14 Apr Yuri Gagarin, el hombre que cumplió el sueño de conquistar el espacio
Por Alberto Amato
Fue el Cristóbal Colón del espacio. Hace 55 años, y cuando el mundo era otro mundo, Yuri Alexeievitch Gagarin, que con esos nombres y ese apellido bien pudo ser un personaje de Dostoievsky, se convirtió en cambio en el primer hombre en orbitar la Tierra, en salir de la atmósfera, en adentrarse en una inmensidad todavía no develada. Fue el primer hombre en el espacio, el pionero, el adelantado, el colonizador, si aquello se hubiese colonizado.
Todo duró 108 minutos: sólo una órbita a la Tierra. Gagarin, que era un chico de 27 años recién cumplidos, casado y con dos hijas, mayor de la fuerza aérea de la entonces Unión Soviética, tripuló, como único piloto y tripulante, la nave espacial Vostok 1, trepó 302 kilómetros de altura a una velocidad de 20 mil kilómetros por hora y dejó atrás la gravedad de la Tierra, en un cachivache con una consola inferior a la de un videojuego y menos memoria en su cabina de mandos que la que tiene hoy el celular de todos los días.
Fue parco, muy soviético, no dejó ningún mensaje para la historia, como haría ocho años después el primer hombre en pisar la Luna, Neil Armstrong. A Gagarin le computan una frase en la hora y 48 minutos de su hazaña: “El vuelo se desarrolla con normalidad y yo estoy bien”.
Al llegar a la Tierra sano y salvo, obró como lo que se suponía era un buen comunista. Dijo: “Informen al partido, al Gobierno y personalmente a Khruschev que el aterrizaje del navío cósmico en el que me encontraba se efectuó normalmente”. Después fue menos formal y más preciso: “El cielo es totalmente oscuro y la Tierra tiene un color azul muy claro”.
Había empezado una nueva era en el mundo. El periodista anónimo que tituló la portada de Clarín del 13 de abril, lo puso con esas palabras “12-IV-1961: Comienza una nueva Era. El Hombre Invade el Espacio”. Era sólo una muestra del júbilo mundial que desató la hazaña.
Pionero. Gagarin orbitó la Tierra en 108 minutos en 1961. Tenía 27 años. ap
Aquel mundo de entonces estaba metido en los pantanales de la Guerra Fría. El Khruschev al que quería Gagarin que le informaran de su aterrizaje, era el líder del comunismo mundial y estaba enfrascado en derrotar a los Estados Unidos en la carrera espacial que apenas había empezado y que no tuvo como origen, al menos en el alma de los soviéticos, conquistar un mundo nuevo, sino espiar desde el espacio a los Estados Unidos, que a su vez espiaban desde el aire a la URSS con sus aviones asentados en bases aéreas instaladas en Turquía y Afganistán. Así lo cuenta en un libro fantástico Serguei, el hijo de Khruschev que vive en Rhode Island.

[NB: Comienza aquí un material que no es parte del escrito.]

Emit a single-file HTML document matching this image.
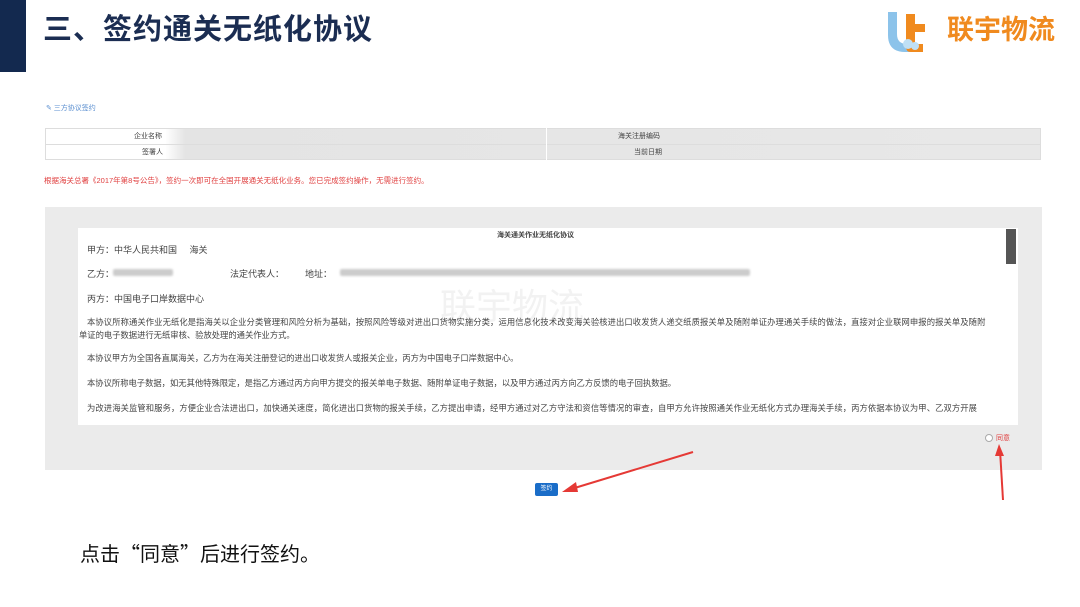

La verdad era que la URSS aventajaba entonces a los Estados Unidos. En 1957 había lanzado el primer satélite artificial, “Sputnik”, y en noviembre de ese año otra nave tripulada por una perrita, “Laika”, que murió al llegar a Tierra: la primera mártir del espacio. La osadía soviética hizo que un periodista le preguntara a un prestigioso científico estadounidense qué pensaba la ciencia americana que hallarían en la Luna. Y el tipo contestó “Rusos”.
La tapa de Clarín del 13 de abril de 1961 muestra la vuelta a la Tierra realizada por Yuri Gagarin un día antes.
La hazaña de Gagarin hizo que Estados Unidos impulsara a la NASA como la nave madre de la batalla por la conquista del espacio. El entonces presidente John Kennedy anunció en septiembre de 1962 la decisión de su gobierno de enviar un hombre a la Luna antes del final de esa década fantástica que fueron los ’60. Así empezó la conquista espacial, que aún no terminó de empezar.
Para Gagarin fue toda la gloria. Fue ascendido, condecorado y declarado “Héroe de la Unión Soviética”, lo alabaron los políticos, le cantaron los poetas, el Vaticano dijo de su aventura: “Un momento memorable”, viajó por todo el mundo para promocionar su hazaña y a la URSS, escribió un libro, “Veo la Tierra” y, fugaz como su viaje al espacio, se mató el 27 de marzo de 1968, a los 34 años, al mando de un MiG-15UTI que se estrelló en Novosyolovo, cerca de Moscú. Sus cenizas descansan en las murallas del Kremlin.